• [PROBLEM REQUIREMENTS]: Retype the whole listing verbatim and keep the pictures out of it.

• [SUPPLIED MATERIAL]:
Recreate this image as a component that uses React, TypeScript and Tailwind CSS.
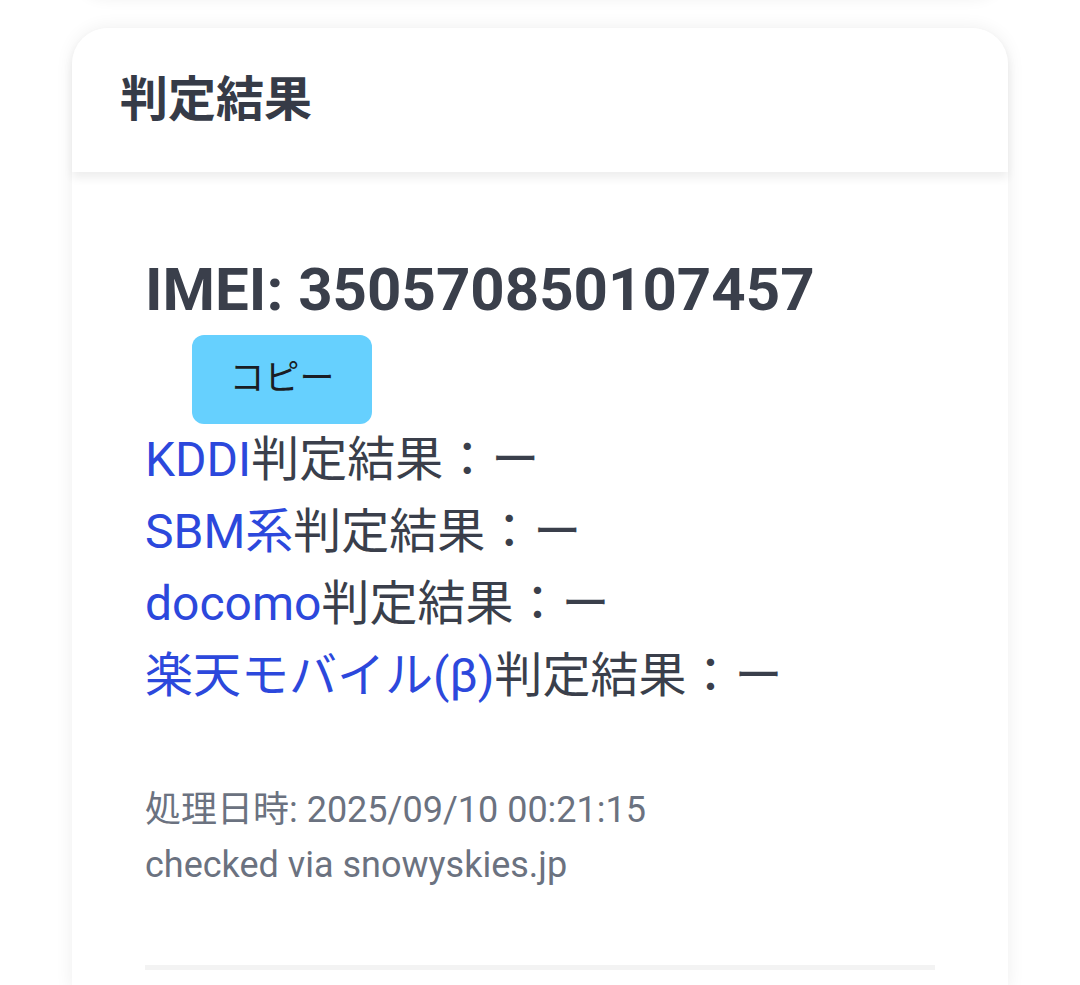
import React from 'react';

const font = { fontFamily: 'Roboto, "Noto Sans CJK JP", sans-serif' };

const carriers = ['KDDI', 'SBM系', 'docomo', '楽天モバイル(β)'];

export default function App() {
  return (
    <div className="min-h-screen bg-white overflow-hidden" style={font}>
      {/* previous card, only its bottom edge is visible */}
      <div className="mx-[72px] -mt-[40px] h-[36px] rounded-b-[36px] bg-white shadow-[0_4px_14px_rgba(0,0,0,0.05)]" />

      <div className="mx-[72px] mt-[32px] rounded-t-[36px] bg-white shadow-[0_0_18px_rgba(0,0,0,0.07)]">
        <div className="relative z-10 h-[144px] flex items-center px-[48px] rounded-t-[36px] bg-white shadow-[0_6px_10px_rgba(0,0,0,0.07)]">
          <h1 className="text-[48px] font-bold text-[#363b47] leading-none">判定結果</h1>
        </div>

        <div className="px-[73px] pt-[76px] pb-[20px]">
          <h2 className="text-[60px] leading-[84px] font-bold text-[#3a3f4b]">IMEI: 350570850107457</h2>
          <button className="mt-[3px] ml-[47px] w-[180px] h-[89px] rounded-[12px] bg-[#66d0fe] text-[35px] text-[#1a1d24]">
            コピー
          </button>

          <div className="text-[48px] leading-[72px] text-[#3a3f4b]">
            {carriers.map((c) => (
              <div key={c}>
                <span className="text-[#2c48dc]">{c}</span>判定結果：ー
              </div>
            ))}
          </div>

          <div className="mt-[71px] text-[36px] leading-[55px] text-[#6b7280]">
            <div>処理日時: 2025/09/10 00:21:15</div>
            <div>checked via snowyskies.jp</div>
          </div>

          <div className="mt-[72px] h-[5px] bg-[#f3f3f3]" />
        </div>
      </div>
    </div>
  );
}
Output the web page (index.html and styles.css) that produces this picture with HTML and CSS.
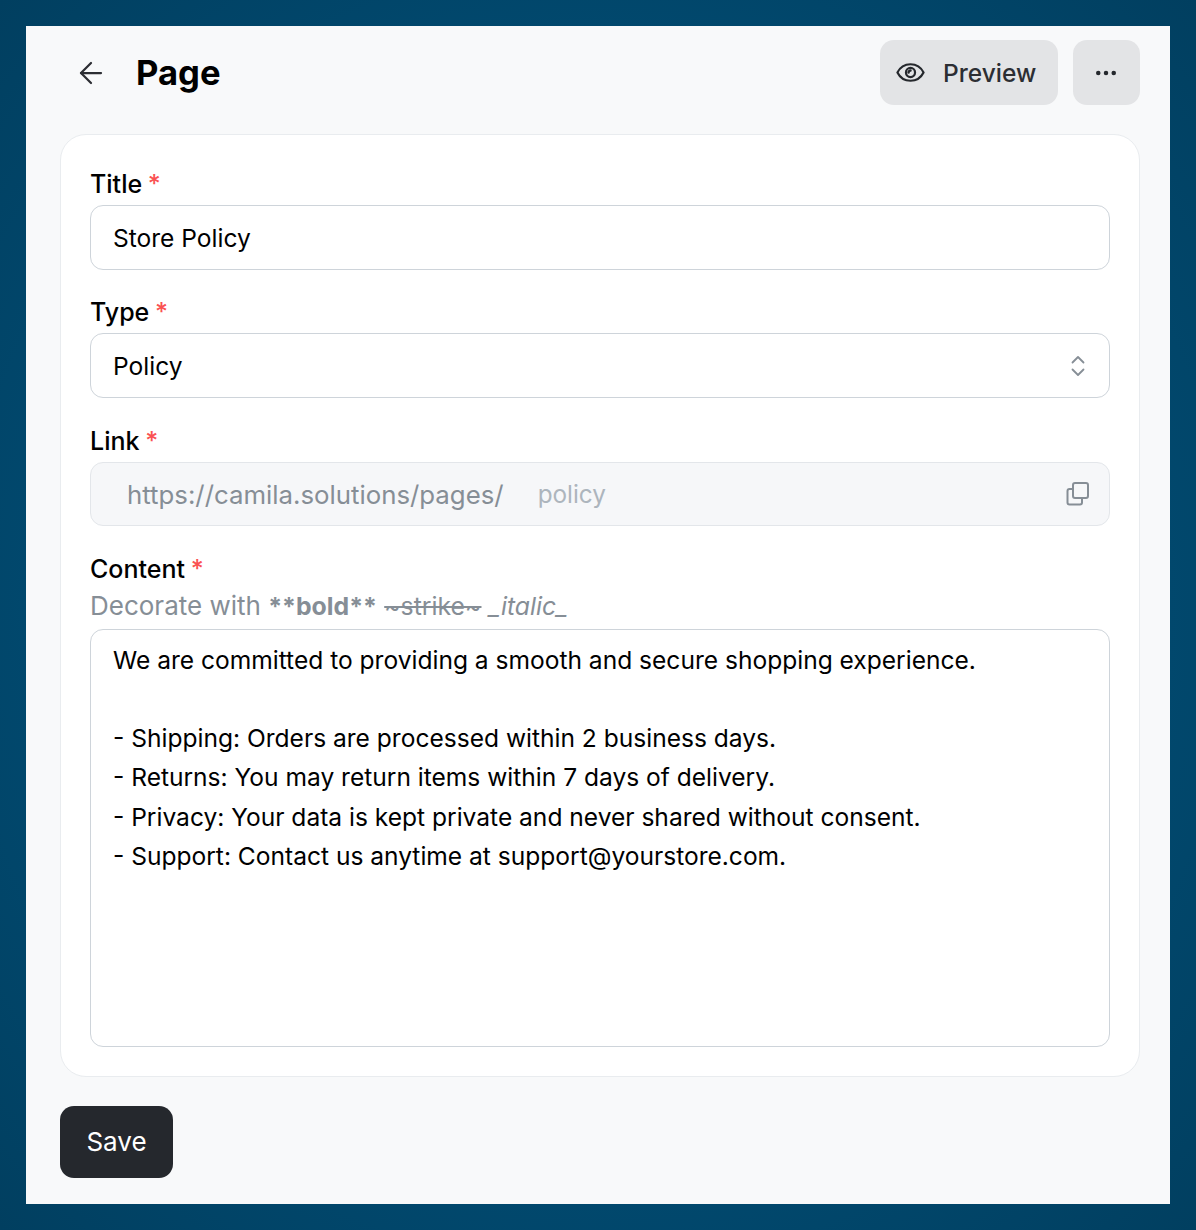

• [OUTPUT]:
Recreate this image as a component that uses React, TypeScript and Tailwind CSS.
import React from 'react';

const font = { fontFamily: 'Roboto, "Noto Sans CJK JP", sans-serif' };

const carriers = ['KDDI', 'SBM系', 'docomo', '楽天モバイル(β)'];

export default function App() {
  return (
    <div className="min-h-screen bg-white overflow-hidden" style={font}>
      {/* previous card, only its bottom edge is visible */}
      <div className="mx-[72px] -mt-[40px] h-[36px] rounded-b-[36px] bg-white shadow-[0_4px_14px_rgba(0,0,0,0.05)]" />

      <div className="mx-[72px] mt-[32px] rounded-t-[36px] bg-white shadow-[0_0_18px_rgba(0,0,0,0.07)]">
        <div className="relative z-10 h-[144px] flex items-center px-[48px] rounded-t-[36px] bg-white shadow-[0_6px_10px_rgba(0,0,0,0.07)]">
          <h1 className="text-[48px] font-bold text-[#363b47] leading-none">判定結果</h1>
        </div>

        <div className="px-[73px] pt-[76px] pb-[20px]">
          <h2 className="text-[60px] leading-[84px] font-bold text-[#3a3f4b]">IMEI: 350570850107457</h2>
          <button className="mt-[3px] ml-[47px] w-[180px] h-[89px] rounded-[12px] bg-[#66d0fe] text-[35px] text-[#1a1d24]">
            コピー
          </button>

          <div className="text-[48px] leading-[72px] text-[#3a3f4b]">
            {carriers.map((c) => (
              <div key={c}>
                <span className="text-[#2c48dc]">{c}</span>判定結果：ー
              </div>
            ))}
          </div>

          <div className="mt-[71px] text-[36px] leading-[55px] text-[#6b7280]">
            <div>処理日時: 2025/09/10 00:21:15</div>
            <div>checked via snowyskies.jp</div>
          </div>

          <div className="mt-[72px] h-[5px] bg-[#f3f3f3]" />
        </div>
      </div>
    </div>
  );
}
Output the web page (index.html and styles.css) that produces this picture with HTML and CSS.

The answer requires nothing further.